Читать «Мартовские иды» онлайн - страница 86

Торнтон Уайлдер

Вчера вечером я застал жену в большом волнении, она молила богов послать солнечную погоду для поездки на озеро Неми. Тетка моя Юлия занимается сельским хозяйством, она не верит, что боги в угоду ей изменят погоду, но убеждена, что они охраняют Рим и назначили меня его правителем. Цицерон не сомневается, что они преспокойно дадут Риму скатиться в пропасть (и не склонен делить с ними честь спасения государства от Катилины), однако он верит, что они вложили понятие справедливости в сердца людей. Катулл, видимо, считает, что идея справедливости родилась у людей в результате бесконечных дрязг из-за земельных наделов, но он верит, что любовь — единственное проявление божественного начала и что только через любовь, даже когда она оклеветана и обесчещена, мы постигаем смысл нашего существования. Клеопатра думает, что любовь — самое приятное из занятий, а ее привязанность к детям — самое властное чувство, какое она может испытывать, но не видит ни в том, ни в другом ничего божественного, божественны для нее сила воли и энергии. И ни одно из этих убеждений не убеждает меня, хотя в разные периоды своей жизни я их придерживался. Но, теряя их одно за другим, я становился только сильнее. Мне кажется, что, избавляясь от ложных убеждений, я ближе подхожу к истине.

Но я старею. Время не ждет.

XLVI-А. Из записок Корнелия Непота

Диктатор эдиктом запретил городам брать названия в его честь. Причина, по-моему, в том, что его обожествление приняло чересчур наглядный характер, и это ему не по душе. Он перестал посылать дары городам и легионам; дары эти, как правило, возлагают на алтари, куда потом стекаются паломники и молят о чуде.

И это, несомненно, происходит не только на варварских окраинах республики и в италийских горах, но и здесь, в столице.

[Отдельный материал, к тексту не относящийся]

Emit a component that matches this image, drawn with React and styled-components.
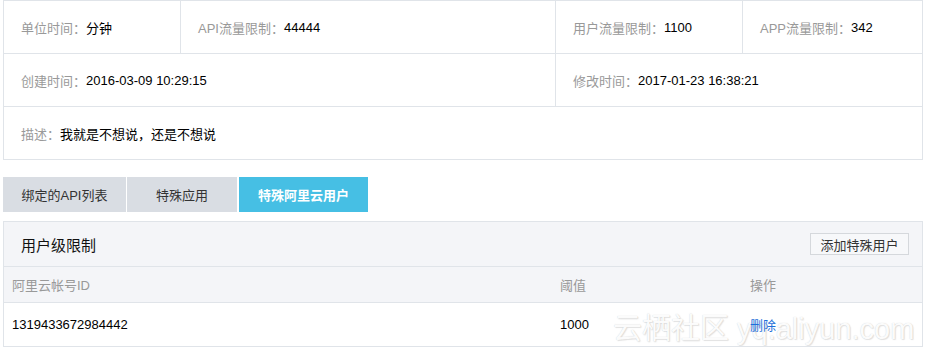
import React from 'react';
import styled, { createGlobalStyle } from 'styled-components';

const GlobalStyle = createGlobalStyle`
  body {
    margin: 0;
    background: #fff;
    font-family: "Liberation Sans", "Noto Sans CJK SC", sans-serif;
    font-size: 13px;
    color: #000;
  }
`;

const Page = styled.div`
  width: 920px;
  padding: 0 0 0 3px;
`;

const InfoPanel = styled.div`
  border: 1px solid #e0e4e9;
`;

const InfoRow = styled.div`
  display: grid;
  grid-template-columns: ${(p) => p.$cols};
  height: 52px;
  & + & {
    border-top: 1px solid #e0e4e9;
  }
`;

const InfoCell = styled.div`
  display: flex;
  align-items: center;
  padding-left: 17px;
  & + & {
    border-left: 1px solid #e0e4e9;
  }
`;

const Label = styled.span`
  color: #999;
`;

const Value = styled.span`
  color: #000;
`;

const Tabs = styled.div`
  display: flex;
  margin-top: 17px;
`;

const Tab = styled.div`
  display: flex;
  align-items: center;
  justify-content: center;
  width: ${(p) => p.$w}px;
  height: 35px;
  margin-right: ${(p) => p.$gap}px;
  background: ${(p) => (p.$active ? '#46bfe4' : '#d9dde3')};
  color: ${(p) => (p.$active ? '#fff' : '#333')};
  font-size: 13px;
  font-weight: ${(p) => (p.$active ? 'bold' : 'normal')};
`;

const Panel = styled.div`
  margin-top: 9px;
  border: 1px solid #e0e4e9;
`;

const PanelHeader = styled.div`
  display: flex;
  align-items: center;
  justify-content: space-between;
  height: 44px;
  padding: 0 13px 0 17px;
  background: #f4f5f8;
`;

const PanelTitle = styled.div`
  font-size: 15px;
  color: #111;
`;

const Button = styled.button`
  height: 22px;
  width: 99px;
  padding: 0;
  border: 1px solid #d5d8dc;
  background: #f7f8fa;
  font-family: inherit;
  font-size: 13px;
  color: #333;
`;

const TableRow = styled.div`
  position: relative;
  display: grid;
  grid-template-columns: 548px 190px 1fr;
  height: ${(p) => p.$h}px;
  border-top: 1px solid #e0e4e9;
  background: ${(p) => (p.$head ? '#f4f5f8' : '#fff')};
  color: ${(p) => (p.$head ? '#999' : '#000')};
  overflow: hidden;
`;

const Cell = styled.div`
  position: relative;
  z-index: 1;
  display: flex;
  align-items: center;
  padding-left: 8px;
`;

const LinkText = styled.a`
  color: #1e6fd9;
  text-decoration: none;
`;

const Watermark = styled.div`
  position: absolute;
  left: 609px;
  top: 2px;
  font-family: "Liberation Sans", "Noto Sans CJK SC", sans-serif;
  font-size: 29px;
  white-space: nowrap;
  color: rgba(255, 255, 255, 0.95);
  text-shadow: 0 0 1px rgba(150, 150, 150, 0.45), 1px 1px 1px rgba(170, 170, 170, 0.3);
  pointer-events: none;
`;

const App = () => {
  return (
    <Page>
      <GlobalStyle />
      <InfoPanel>
        <InfoRow $cols="176px 375px 187px 1fr">
          <InfoCell><Label>单位时间：</Label><Value>分钟</Value></InfoCell>
          <InfoCell><Label>API流量限制：</Label><Value>44444</Value></InfoCell>
          <InfoCell><Label>用户流量限制：</Label><Value>1100</Value></InfoCell>
          <InfoCell><Label>APP流量限制：</Label><Value>342</Value></InfoCell>
        </InfoRow>
        <InfoRow $cols="551px 1fr">
          <InfoCell><Label>创建时间：</Label><Value>2016-03-09 10:29:15</Value></InfoCell>
          <InfoCell><Label>修改时间：</Label><Value>2017-01-23 16:38:21</Value></InfoCell>
        </InfoRow>
        <InfoRow $cols="1fr">
          <InfoCell><Label>描述：</Label><Value>我就是不想说，还是不想说</Value></InfoCell>
        </InfoRow>
      </InfoPanel>

      <Tabs>
        <Tab $w={123} $gap={1}>绑定的API列表</Tab>
        <Tab $w={110} $gap={2}>特殊应用</Tab>
        <Tab $w={129} $gap={0} $active>特殊阿里云用户</Tab>
      </Tabs>

      <Panel>
        <PanelHeader>
          <PanelTitle>用户级限制</PanelTitle>
          <Button>添加特殊用户</Button>
        </PanelHeader>
        <TableRow $head $h={35}>
          <Cell>阿里云帐号ID</Cell>
          <Cell>阈值</Cell>
          <Cell>操作</Cell>
        </TableRow>
        <TableRow $h={43}>
          <Watermark>云栖社区 yq.aliyun.com</Watermark>
          <Cell>1319433672984442</Cell>
          <Cell>1000</Cell>
          <Cell><LinkText href="#">删除</LinkText></Cell>
        </TableRow>
      </Panel>
    </Page>
  );
};

export default App;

Говорят, будто его слуг подкупают, чтобы они крали его одежду, обрезки ногтей, волос и даже мочу — все это, как уверяют, наделено волшебными свойствами и становится предметом поклонения.

Иногда фанатикам удается проникнуть к нему в дом, тогда их принимают за убийц. Одного из них застигли с кинжалом в руке у ложа Цезаря. Тут же на месте стали чинить суд. Допрос вел сам Цезарь. У преступника заплетался язык, но отнюдь не от страха. Весь допрос он пролежал на полу, восторженно глядя на Цезаря и бормоча, что ему нужна была «всего лишь капля крови Цезаря, чтобы ею себя освятить». Цезарь, к вящему изумлению слуг и стражников, стал задавать ему подробные вопросы и постепенно выпытал всю историю его жизни. Этот живой интерес — а его не всегда удается вызвать к себе даже консулам — привел беднягу в еще больший экстаз, и он в конце концов взмолился, чтобы Цезарь убил его своею собственной рукой.

Обернувшись к остальным, Цезарь, как рассказывают, с улыбкой сказал: «Видите, как трудно отличить любовь от ненависти».

Я пригласил на обед врача Цезаря Сосфена.

Он говорил о впечатлении, которое Цезарь производит на окружающих:

«О ком еще ходят такие нелепые слухи? А ведь в них верят… До последнего времени каждую ночь родственники привозили десятки больных и укладывали их к стене, окружающей дом Цезаря. Их стали прогонять, и теперь, как видите, они лежат рядами вокруг его статуй. Во время его путешествий крестьяне молят его ступить ногой на те поля, которые плохо плодоносят.